Desde una perspectiva sociológica, uno de los símbolos de la unidad del
Estado es la bandera. Al margen de las consideraciones historiográficas sobre
la bandera (1785, primer pabellón naval de Carlos III), hay que decir que la
actual enseña nacional no ha sido considerada por muchos y muchas ciudadanos y
ciudadanas como la propia a causa del uso que de ésta se hizo por parte del
bando golpista en la Guerra Civil.
La “repulsión” viene dada, no por una cuestión política, sino por lo que en sí
misma simboliza como imposición de una significación represiva.
Pocos esfuerzos se hicieron durante la transición y sí muchas
concesiones a la hegemonía franquista ( con todo lo que ello conllevaba), fruto
de la amenaza coercitiva que suponían unas fuerzas armadas y unos cuerpos de
seguridad todavía obedientes a las “leyes del movimiento”.
Ahora, estandarte es utilizado de forma maniquea, o bien por los que
añoran la “una, grande y libre” (eufemismo de términos donde los hayan) o bien
por unas generaciones que ya no asocian la “roja y gualda” con el franquismo
genocida ( el debate sobre el genocidio “de ambos bandos” es un sinsentido,
pues, sin justificar la barbarie que un conflicto armado desarrolla en los
bandos contendientes, es absolutamente injustificable y una necesidad histórica
el reconocer de una vez, que el franquismo utilizó la legitimidad inicial de
los instrumentos del estado -pervirtiendo la legitimidad democrática en
beneficio de la imposición de un orden “ilegítimo” basado en la coerción- para
imponer, no solo una forma de Estado, sino todo un conjunto de símbolos que,
desde la coerción, fueran asumidos por la sociedad (de forma impuesta y no
consensuada).

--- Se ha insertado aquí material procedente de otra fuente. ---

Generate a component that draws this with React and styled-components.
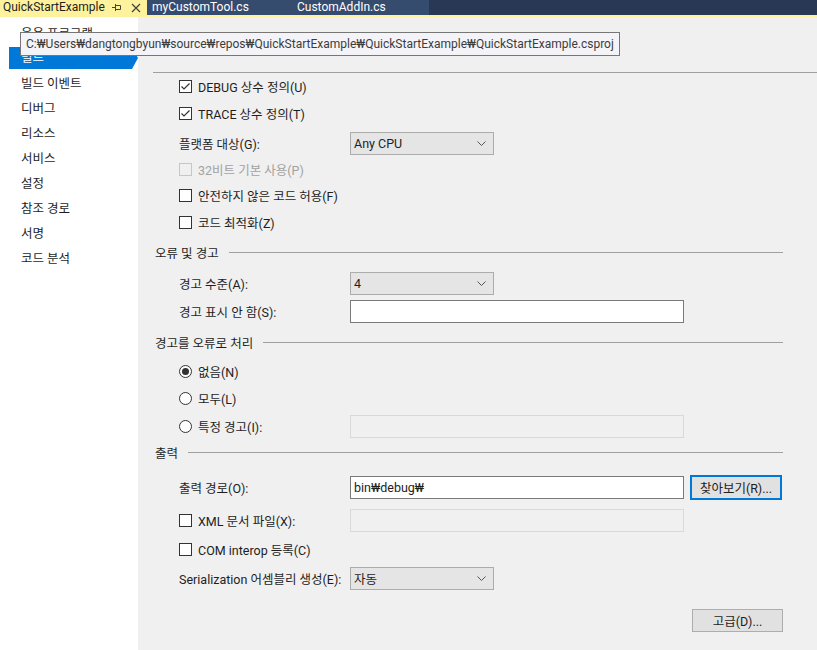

Por lo tanto, diferentes sectores de la sociedad verán siempre el
símbolo impuesto como algo ajeno.
Igualmente, la aceptación acrítica de la bandera, debe hacerse, no desde
la rememoración de los significados impuestos, sino desde la normalización ( en
EEUU, por ejemplo, y teniendo un peso social importante la simbología de su
bandera, no es delito la quema de la misma, algo que en España es considerado
como una afrenta) que , por otro lado, todavía está pendiente respecto a ese ignominioso período que no ha sido cerrado
todavía ( de forma voluntaria y ofensiva, el Estado se niega a reconocer el
sufrimiento de los que todavía yacen sepultados en cunetas y fosas comunes) y
que mantiene vivo el enfrentamiento.
La bandera, al igual que la “marcha real” (himno del Estado,
heredado/impuesto por el sistema dictatorial, que fue el que “veló” por el
mantenimiento de la simbología franquista durante la transición) tienen todavía
que “ganarse” la legitimidad en un amplio sector de la sociedad, que espera y
desea ( sin que en esa espera y en ese deseo subyazca ningún ánimo revanchista,
sino todo lo contrario) la normalización a través de la dignificación de las victimas
asesinadas por el fascismo en una estrategia claramente genocida y de limpieza
ideológica efectuada por el franquismo.
Apelar, de forma simplista, a la unidad de España utilizando el
argumento de la bandera, es algo que ralla el cinismo. La unidad se debería
establecer en función de valores compartidos y no de símbolos impuestos.
En nuestro país, un sector todavía importante de la sociedad asocia la unidad
en los términos de ese imaginario colectivo impuesto por la violencia fascista
que sufrimos durante más de cuarenta años y que heredamos a golpe de “tutela”
de los mismos poderes fácticos que mantuvieron el régimen criminal y genocida.
La unidad, como decía, debería basarse en un conjunto de valores
compartidos, no impuestos, que configurasen un ideario consensuado basado en la
diversidad social, cultural, política, de razas y de perspectivas políticas,
pues solo desde ahí se puede lograr el consenso necesario que de legitimidad a
símbolos y a las instituciones que éstos representan.